Photo by Len Villano.

What are the current circumstances?

Not only can science explain the mechanisms by which the change happens, but it can also give us a great deal of insight into when it will happen, what it may look like and how long it will last.

“Drought during the growing season means colors turn early and don’t last,” said DNR silviculturist Colleen Matula. “Severe drought stress may cause trees to skip the colors entirely.”

Although some areas in Wisconsin have been going through abnormal or severe drought, Door County has seen adequate moisture this year. But moisture isn’t the only factor deciding the fall colors’ fate. Areas around Lake Michigan are affected by the temperature of the lake water, and right now it’s like a “big, warm bathtub,” as Matula described it.

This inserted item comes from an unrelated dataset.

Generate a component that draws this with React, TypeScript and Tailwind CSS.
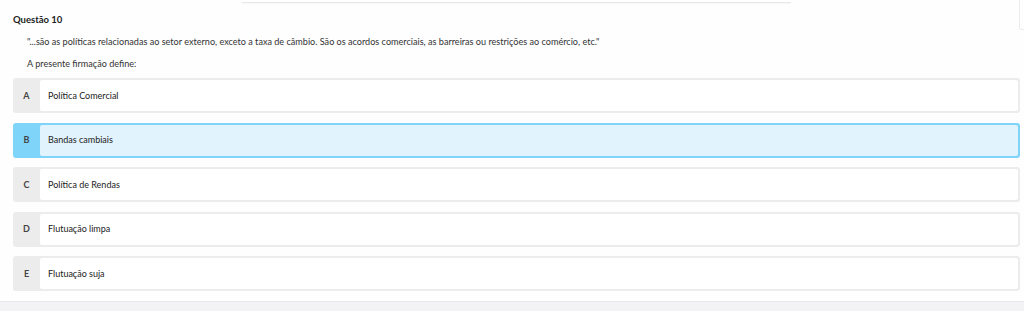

“When it’s warmer, especially in the evening,” she said, “it puts off the color change. It doesn’t signal the tree to slow chlorophyll production.”

Photo by Len Villano.

When will the colors pop, and what will they look like?

So what should we expect this year? Warmer temperatures can affect which colors we see, the vibrancy of those colors and the timing of peak color. 

With the recent weather, Matula predicts that we may see a more muted yellow and orange palette on the trees because brilliant colors – especially reds, purples and blues – need cool nights. 

Peak colors should happen slightly later than normal, too. 

“Right now, we’re between 20% and 30% [of the peak],” Matula said. “Maybe the second week of October – that’s my prediction.”